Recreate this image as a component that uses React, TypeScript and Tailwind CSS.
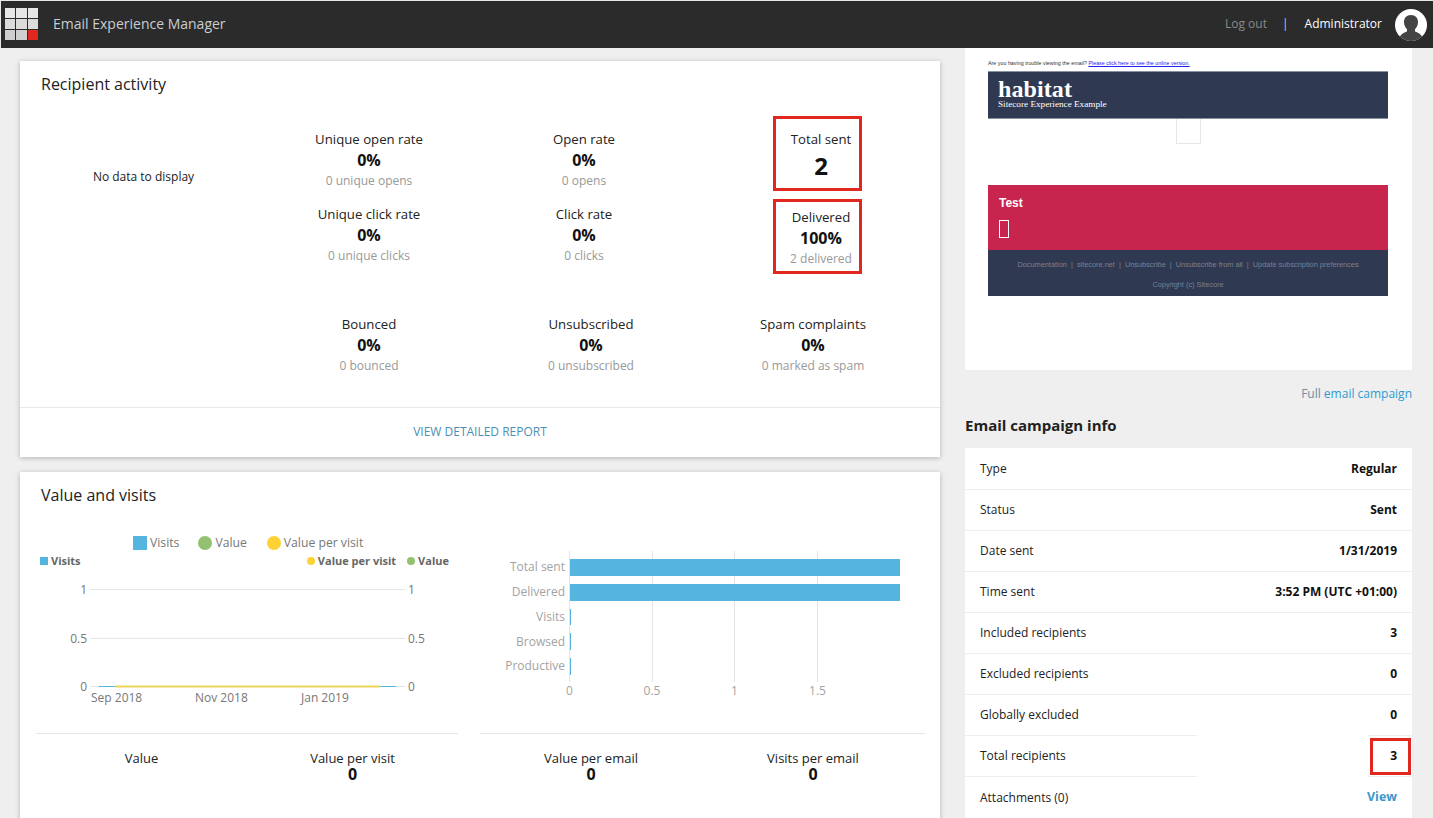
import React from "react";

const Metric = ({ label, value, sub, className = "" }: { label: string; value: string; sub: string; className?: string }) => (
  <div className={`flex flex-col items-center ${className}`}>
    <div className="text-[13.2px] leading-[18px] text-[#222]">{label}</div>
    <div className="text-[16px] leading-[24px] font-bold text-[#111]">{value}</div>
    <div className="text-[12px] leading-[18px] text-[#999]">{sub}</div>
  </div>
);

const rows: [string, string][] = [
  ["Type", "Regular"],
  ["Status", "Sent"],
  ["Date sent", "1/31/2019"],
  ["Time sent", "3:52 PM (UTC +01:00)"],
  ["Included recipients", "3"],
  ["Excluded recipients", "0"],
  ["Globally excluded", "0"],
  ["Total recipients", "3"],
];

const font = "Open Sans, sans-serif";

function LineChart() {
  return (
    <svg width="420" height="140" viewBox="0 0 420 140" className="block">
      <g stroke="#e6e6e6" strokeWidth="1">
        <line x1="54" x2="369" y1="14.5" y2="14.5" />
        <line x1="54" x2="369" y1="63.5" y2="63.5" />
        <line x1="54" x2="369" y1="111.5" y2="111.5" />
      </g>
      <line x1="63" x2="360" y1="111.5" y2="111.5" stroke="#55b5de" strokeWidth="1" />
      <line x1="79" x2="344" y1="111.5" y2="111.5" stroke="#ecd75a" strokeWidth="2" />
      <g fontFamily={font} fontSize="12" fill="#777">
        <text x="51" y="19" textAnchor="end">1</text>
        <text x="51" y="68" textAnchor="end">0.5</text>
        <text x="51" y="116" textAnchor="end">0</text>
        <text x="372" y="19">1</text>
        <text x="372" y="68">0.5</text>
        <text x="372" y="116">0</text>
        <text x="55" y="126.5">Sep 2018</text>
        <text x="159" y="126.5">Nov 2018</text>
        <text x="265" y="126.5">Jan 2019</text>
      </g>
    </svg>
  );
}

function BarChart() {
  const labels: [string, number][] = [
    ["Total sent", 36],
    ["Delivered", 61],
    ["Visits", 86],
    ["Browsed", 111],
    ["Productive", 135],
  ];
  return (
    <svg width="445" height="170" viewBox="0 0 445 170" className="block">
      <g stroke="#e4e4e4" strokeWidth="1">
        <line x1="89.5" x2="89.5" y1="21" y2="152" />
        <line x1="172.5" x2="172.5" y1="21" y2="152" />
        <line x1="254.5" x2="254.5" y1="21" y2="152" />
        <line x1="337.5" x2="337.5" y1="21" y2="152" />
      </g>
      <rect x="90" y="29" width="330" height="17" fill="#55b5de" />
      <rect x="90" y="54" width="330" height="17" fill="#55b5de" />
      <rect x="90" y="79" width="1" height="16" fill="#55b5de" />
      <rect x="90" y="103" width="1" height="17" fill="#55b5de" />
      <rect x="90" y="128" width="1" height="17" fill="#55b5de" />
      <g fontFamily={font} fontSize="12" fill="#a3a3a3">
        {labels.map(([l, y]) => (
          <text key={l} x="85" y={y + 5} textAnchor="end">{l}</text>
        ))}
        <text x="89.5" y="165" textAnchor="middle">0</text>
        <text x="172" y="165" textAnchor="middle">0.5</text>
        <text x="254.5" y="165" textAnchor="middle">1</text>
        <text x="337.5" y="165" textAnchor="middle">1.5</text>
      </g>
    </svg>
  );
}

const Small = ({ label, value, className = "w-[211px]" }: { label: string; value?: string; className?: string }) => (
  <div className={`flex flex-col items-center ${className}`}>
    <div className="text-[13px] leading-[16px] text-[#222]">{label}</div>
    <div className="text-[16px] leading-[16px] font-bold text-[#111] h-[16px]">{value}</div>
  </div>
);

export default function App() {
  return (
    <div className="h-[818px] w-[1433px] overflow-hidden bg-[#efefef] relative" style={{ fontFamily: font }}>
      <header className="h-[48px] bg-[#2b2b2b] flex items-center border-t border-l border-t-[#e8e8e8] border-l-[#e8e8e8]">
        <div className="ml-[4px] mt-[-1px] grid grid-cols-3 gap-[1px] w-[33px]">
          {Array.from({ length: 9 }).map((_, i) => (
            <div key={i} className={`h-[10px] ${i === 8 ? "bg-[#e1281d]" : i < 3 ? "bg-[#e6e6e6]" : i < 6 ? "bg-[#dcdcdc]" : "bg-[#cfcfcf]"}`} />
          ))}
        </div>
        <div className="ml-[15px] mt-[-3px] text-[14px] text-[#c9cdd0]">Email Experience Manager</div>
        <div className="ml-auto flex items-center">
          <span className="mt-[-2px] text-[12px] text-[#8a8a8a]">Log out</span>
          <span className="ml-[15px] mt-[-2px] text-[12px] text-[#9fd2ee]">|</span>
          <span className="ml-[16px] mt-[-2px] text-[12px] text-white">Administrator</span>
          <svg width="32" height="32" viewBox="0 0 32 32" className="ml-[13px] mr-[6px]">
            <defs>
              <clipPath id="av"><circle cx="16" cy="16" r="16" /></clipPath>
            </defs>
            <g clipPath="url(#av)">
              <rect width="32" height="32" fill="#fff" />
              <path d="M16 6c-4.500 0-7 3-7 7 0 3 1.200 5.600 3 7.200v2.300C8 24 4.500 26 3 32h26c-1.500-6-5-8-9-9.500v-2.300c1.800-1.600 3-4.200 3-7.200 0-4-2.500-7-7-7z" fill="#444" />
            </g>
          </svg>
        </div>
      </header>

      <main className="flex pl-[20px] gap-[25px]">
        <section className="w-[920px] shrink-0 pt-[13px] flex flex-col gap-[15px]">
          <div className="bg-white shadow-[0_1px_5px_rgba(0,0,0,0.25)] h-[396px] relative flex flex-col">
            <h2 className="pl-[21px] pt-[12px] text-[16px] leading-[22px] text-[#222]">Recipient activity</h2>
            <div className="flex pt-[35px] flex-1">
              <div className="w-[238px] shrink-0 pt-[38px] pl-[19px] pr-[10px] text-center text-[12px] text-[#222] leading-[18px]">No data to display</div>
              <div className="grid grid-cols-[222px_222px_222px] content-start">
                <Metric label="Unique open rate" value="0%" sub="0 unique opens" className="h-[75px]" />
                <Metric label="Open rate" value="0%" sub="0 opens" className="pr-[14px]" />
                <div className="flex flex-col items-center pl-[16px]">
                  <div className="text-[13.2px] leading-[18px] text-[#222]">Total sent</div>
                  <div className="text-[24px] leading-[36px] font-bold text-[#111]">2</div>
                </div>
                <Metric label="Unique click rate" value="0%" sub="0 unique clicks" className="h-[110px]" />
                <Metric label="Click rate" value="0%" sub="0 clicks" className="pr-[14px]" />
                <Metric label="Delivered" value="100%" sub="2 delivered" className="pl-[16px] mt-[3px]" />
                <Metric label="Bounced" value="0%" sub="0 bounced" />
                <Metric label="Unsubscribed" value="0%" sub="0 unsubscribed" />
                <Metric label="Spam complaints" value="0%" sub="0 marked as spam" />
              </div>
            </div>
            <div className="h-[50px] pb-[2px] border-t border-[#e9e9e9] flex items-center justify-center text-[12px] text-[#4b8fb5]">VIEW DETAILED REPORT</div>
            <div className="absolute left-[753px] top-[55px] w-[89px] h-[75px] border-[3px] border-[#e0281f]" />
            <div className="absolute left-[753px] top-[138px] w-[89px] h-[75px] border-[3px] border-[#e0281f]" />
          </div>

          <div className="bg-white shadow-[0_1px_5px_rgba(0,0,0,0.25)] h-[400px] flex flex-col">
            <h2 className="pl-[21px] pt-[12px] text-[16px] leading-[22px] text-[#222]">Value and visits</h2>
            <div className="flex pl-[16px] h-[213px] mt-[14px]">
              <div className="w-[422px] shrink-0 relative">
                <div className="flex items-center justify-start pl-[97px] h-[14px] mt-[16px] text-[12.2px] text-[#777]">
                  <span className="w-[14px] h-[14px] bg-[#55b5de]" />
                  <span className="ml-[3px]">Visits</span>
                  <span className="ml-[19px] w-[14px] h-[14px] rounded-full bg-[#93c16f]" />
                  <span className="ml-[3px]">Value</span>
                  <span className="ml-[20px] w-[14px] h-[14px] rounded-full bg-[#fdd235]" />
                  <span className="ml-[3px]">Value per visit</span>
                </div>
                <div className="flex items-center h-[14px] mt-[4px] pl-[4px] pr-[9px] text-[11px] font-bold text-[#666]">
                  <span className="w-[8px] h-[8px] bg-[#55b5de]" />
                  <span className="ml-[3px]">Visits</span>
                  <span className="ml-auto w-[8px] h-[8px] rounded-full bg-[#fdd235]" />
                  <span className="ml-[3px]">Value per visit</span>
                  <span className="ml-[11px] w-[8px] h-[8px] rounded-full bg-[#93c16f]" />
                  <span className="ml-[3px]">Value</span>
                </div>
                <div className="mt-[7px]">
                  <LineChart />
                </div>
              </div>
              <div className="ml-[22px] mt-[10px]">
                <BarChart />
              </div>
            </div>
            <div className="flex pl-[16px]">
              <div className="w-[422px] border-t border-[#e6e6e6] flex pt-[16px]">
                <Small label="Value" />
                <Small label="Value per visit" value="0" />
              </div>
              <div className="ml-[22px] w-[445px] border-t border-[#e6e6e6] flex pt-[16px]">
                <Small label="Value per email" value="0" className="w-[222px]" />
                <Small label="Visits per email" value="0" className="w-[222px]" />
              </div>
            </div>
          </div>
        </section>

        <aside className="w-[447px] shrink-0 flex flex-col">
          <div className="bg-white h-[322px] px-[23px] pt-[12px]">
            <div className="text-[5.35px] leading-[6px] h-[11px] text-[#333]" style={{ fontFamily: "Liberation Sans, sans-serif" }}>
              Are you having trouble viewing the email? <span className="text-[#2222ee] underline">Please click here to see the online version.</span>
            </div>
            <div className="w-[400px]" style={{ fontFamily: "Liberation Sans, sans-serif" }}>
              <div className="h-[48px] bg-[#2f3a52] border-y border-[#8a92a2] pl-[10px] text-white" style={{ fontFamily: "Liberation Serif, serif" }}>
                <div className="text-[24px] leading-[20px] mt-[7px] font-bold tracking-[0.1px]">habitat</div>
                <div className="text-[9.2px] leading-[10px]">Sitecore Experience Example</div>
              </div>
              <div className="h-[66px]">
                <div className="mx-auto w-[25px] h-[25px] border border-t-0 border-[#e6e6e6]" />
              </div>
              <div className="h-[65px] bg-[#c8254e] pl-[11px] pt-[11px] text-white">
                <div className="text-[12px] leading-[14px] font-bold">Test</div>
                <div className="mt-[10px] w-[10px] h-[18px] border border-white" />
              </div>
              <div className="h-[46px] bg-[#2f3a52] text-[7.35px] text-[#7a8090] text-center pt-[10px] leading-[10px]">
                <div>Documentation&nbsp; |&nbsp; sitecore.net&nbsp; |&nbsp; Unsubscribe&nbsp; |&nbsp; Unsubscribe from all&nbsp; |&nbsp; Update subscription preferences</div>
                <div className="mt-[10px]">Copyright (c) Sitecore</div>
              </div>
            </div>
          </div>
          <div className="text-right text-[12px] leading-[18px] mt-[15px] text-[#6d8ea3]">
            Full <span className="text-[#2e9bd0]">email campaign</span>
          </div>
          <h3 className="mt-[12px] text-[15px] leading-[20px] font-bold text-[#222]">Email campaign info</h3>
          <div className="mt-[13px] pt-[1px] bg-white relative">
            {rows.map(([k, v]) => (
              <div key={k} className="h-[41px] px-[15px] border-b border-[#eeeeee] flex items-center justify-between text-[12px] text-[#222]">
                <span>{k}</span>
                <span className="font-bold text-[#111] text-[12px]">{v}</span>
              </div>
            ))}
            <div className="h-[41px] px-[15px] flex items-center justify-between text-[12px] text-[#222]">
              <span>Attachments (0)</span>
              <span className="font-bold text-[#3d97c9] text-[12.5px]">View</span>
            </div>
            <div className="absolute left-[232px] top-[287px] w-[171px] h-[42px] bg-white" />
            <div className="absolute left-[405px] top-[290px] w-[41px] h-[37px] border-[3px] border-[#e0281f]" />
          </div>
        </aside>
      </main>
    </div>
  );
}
______________________________
## Exercise instructions
Skip every picture and return the lines above from the top through the one that contains "import React from".

## Completed exercise
Recreate this image as a component that uses React, TypeScript and Tailwind CSS.
import React from "react";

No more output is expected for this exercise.